INSTRUCTIONS FOR THE TASK: Restate each of the lines below word for word and drop every picture.

DATA PROVIDED:
═══

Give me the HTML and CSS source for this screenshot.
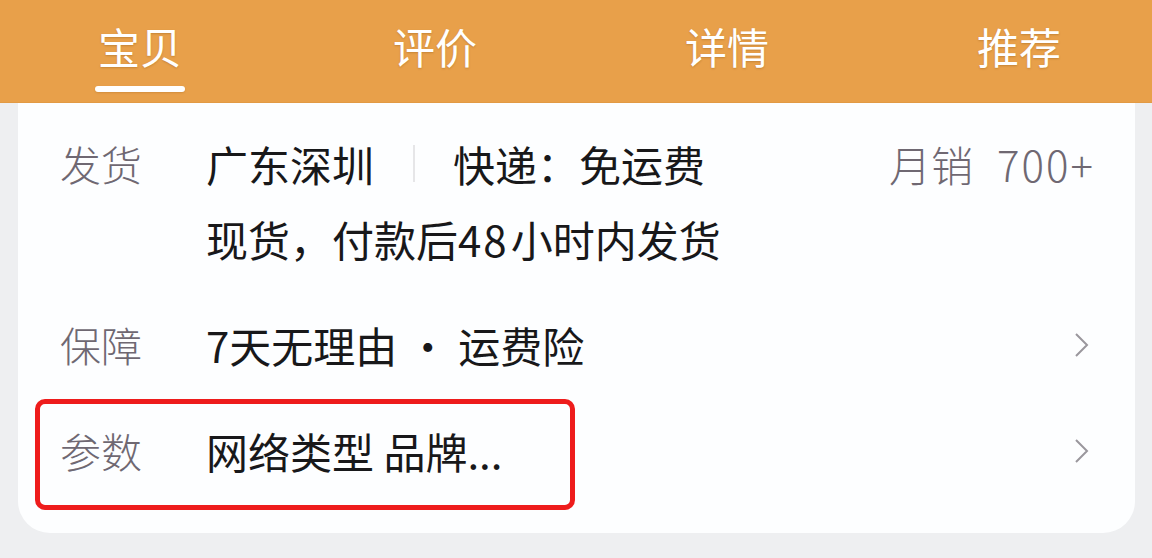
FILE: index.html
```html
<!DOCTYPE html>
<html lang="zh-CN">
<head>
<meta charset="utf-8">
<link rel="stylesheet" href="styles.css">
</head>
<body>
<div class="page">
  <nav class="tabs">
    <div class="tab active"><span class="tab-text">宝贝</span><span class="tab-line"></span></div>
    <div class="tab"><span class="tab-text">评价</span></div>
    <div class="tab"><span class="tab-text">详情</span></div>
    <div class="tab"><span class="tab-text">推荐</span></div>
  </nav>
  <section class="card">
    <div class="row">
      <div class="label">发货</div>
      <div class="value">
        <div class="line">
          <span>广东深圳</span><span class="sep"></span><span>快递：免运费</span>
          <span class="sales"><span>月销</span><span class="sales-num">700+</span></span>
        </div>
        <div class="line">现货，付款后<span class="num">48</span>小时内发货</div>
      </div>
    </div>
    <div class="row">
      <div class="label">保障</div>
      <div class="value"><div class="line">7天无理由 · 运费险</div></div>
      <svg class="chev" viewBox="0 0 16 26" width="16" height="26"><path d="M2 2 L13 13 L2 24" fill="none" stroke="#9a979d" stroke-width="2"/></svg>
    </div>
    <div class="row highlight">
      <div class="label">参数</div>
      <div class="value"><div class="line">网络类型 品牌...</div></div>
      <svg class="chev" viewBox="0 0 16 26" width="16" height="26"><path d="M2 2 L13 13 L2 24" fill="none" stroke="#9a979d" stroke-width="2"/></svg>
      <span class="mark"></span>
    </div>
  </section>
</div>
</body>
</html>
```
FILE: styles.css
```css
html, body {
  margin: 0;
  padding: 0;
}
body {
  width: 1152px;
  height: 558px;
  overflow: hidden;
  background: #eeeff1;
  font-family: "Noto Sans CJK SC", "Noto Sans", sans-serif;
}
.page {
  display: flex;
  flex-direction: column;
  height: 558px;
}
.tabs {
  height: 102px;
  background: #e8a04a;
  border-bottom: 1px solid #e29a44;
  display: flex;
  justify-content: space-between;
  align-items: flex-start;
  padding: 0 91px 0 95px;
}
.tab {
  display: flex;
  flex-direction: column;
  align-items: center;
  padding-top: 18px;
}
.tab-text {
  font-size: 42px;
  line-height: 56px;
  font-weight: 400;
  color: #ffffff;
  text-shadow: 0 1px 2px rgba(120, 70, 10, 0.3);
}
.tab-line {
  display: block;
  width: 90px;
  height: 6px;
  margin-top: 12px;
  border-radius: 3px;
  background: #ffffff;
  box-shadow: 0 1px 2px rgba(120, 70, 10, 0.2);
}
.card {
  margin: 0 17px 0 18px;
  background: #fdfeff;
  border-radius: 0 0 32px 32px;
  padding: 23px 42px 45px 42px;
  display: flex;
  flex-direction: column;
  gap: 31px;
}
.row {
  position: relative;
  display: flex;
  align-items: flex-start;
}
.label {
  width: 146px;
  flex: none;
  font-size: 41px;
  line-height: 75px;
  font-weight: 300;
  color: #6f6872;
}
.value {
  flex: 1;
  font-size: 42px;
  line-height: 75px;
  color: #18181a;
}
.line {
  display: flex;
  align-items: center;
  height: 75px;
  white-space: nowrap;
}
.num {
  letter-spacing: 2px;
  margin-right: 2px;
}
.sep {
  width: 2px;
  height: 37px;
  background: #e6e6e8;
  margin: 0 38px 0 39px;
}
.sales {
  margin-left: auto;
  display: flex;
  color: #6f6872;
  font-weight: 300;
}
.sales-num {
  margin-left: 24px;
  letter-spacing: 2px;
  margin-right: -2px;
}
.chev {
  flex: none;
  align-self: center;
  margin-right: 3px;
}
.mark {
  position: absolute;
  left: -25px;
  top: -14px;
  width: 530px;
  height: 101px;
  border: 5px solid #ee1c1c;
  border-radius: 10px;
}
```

═══

TASK RESPONSE:
Give me the HTML and CSS source for this screenshot.
FILE: index.html
```html
<!DOCTYPE html>
<html lang="zh-CN">
<head>
<meta charset="utf-8">
<link rel="stylesheet" href="styles.css">
</head>
<body>
<div class="page">
  <nav class="tabs">
    <div class="tab active"><span class="tab-text">宝贝</span><span class="tab-line"></span></div>
    <div class="tab"><span class="tab-text">评价</span></div>
    <div class="tab"><span class="tab-text">详情</span></div>
    <div class="tab"><span class="tab-text">推荐</span></div>
  </nav>
  <section class="card">
    <div class="row">
      <div class="label">发货</div>
      <div class="value">
        <div class="line">
          <span>广东深圳</span><span class="sep"></span><span>快递：免运费</span>
          <span class="sales"><span>月销</span><span class="sales-num">700+</span></span>
        </div>
        <div class="line">现货，付款后<span class="num">48</span>小时内发货</div>
      </div>
    </div>
    <div class="row">
      <div class="label">保障</div>
      <div class="value"><div class="line">7天无理由 · 运费险</div></div>
      <svg class="chev" viewBox="0 0 16 26" width="16" height="26"><path d="M2 2 L13 13 L2 24" fill="none" stroke="#9a979d" stroke-width="2"/></svg>
    </div>
    <div class="row highlight">
      <div class="label">参数</div>
      <div class="value"><div class="line">网络类型 品牌...</div></div>
      <svg class="chev" viewBox="0 0 16 26" width="16" height="26"><path d="M2 2 L13 13 L2 24" fill="none" stroke="#9a979d" stroke-width="2"/></svg>
      <span class="mark"></span>
    </div>
  </section>
</div>
</body>
</html>
```
FILE: styles.css
```css
html, body {
  margin: 0;
  padding: 0;
}
body {
  width: 1152px;
  height: 558px;
  overflow: hidden;
  background: #eeeff1;
  font-family: "Noto Sans CJK SC", "Noto Sans", sans-serif;
}
.page {
  display: flex;
  flex-direction: column;
  height: 558px;
}
.tabs {
  height: 102px;
  background: #e8a04a;
  border-bottom: 1px solid #e29a44;
  display: flex;
  justify-content: space-between;
  align-items: flex-start;
  padding: 0 91px 0 95px;
}
.tab {
  display: flex;
  flex-direction: column;
  align-items: center;
  padding-top: 18px;
}
.tab-text {
  font-size: 42px;
  line-height: 56px;
  font-weight: 400;
  color: #ffffff;
  text-shadow: 0 1px 2px rgba(120, 70, 10, 0.3);
}
.tab-line {
  display: block;
  width: 90px;
  height: 6px;
  margin-top: 12px;
  border-radius: 3px;
  background: #ffffff;
  box-shadow: 0 1px 2px rgba(120, 70, 10, 0.2);
}
.card {
  margin: 0 17px 0 18px;
  background: #fdfeff;
  border-radius: 0 0 32px 32px;
  padding: 23px 42px 45px 42px;
  display: flex;
  flex-direction: column;
  gap: 31px;
}
.row {
  position: relative;
  display: flex;
  align-items: flex-start;
}
.label {
  width: 146px;
  flex: none;
  font-size: 41px;
  line-height: 75px;
  font-weight: 300;
  color: #6f6872;
}
.value {
  flex: 1;
  font-size: 42px;
  line-height: 75px;
  color: #18181a;
}
.line {
  display: flex;
  align-items: center;
  height: 75px;
  white-space: nowrap;
}
.num {
  letter-spacing: 2px;
  margin-right: 2px;
}
.sep {
  width: 2px;
  height: 37px;
  background: #e6e6e8;
  margin: 0 38px 0 39px;
}
.sales {
  margin-left: auto;
  display: flex;
  color: #6f6872;
  font-weight: 300;
}
.sales-num {
  margin-left: 24px;
  letter-spacing: 2px;
  margin-right: -2px;
}
.chev {
  flex: none;
  align-self: center;
  margin-right: 3px;
}
.mark {
  position: absolute;
  left: -25px;
  top: -14px;
  width: 530px;
  height: 101px;
  border: 5px solid #ee1c1c;
  border-radius: 10px;
}
```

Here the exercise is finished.